The FBI does appear to be stepping up its use of electronic surveillance and has conducted stings of state politicians. Bureau agents secretly taped Rep. William Jefferson, D-La., before finding $90,000 in his freezer during a raid last May. Cell phones were wiretapped for four months in an investigation of Rep. Curt Weldon, R-Pa., government sources say.
In "Operation Tennessee Waltz," 10 Tennessee state officials, including five current and former legislators, have been prosecuted in a scheme in which hidden cameras whirred as FBI undercover agents offered payoffs in return for help for a dummy company. Burrus said some targeted Tennessee legislators were moving so quickly that "we were actually having to discuss how we were going to slow it down" so that bills aiding the phony firm didn't become law.
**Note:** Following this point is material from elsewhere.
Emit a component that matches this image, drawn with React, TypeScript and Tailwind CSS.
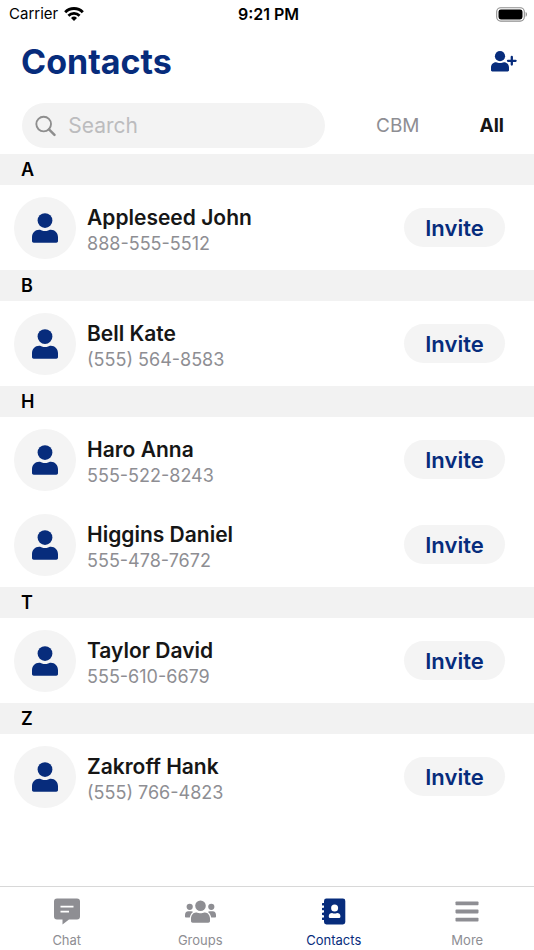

A separate undercover inquiry led to the indictment of three members of San Diego's city council.
In Alaska, the FBI has more than doubled its manpower in a sweeping investigation of allegations that an oil industry services company bribed state legislators, people familiar with the inquiry said. On Aug. 31 and Sept. 1, the FBI conducted two dozen raids and searched the office of state Sen. Ben Stevens, son of U.S. Sen. Ted Stevens, R-Alaska.
Burrus declined to discuss any investigation, but said the FBI will focus on more state capitals over the next year, "because we have seen a trend in cases that leads us to believe there's more out there."
When he arrived as deputy chief of the criminal division in 2004, he said, field offices frequently told him they had "no idea" how to pursue public corruption leads. Since then, he said, agents in about 30 of the bureau's 56 field offices have been trained. FBI agents in Washington have studied congressional activities that might invite bribes, such as hard-to-trace "earmarks" in which members appropriate money for pet projects, often keeping their involvement off the public record.
"Public corruption cases have to be fished out," he said, noting that crooked politicians tend to do secret deals with one other person and often try to disguise their actions as "for the public's good."
Controversial new legal theories are also helping prosecutors bring cases in which they can't prove outright briberies. A vaguely written, 28-word 1988 law, for example, makes it a fraud for a politician to deprive taxpayers of his "honest services." It was among the charges lodged against Cunningham, Ney, former lobbyist Jack Abramoff and the San Diego councilmen.
Burrus said the FBI has to prove "that this person engaged in the activities specifically to receive this stream of benefits and knew that stream of benefits would stop if he did not support these particular projects."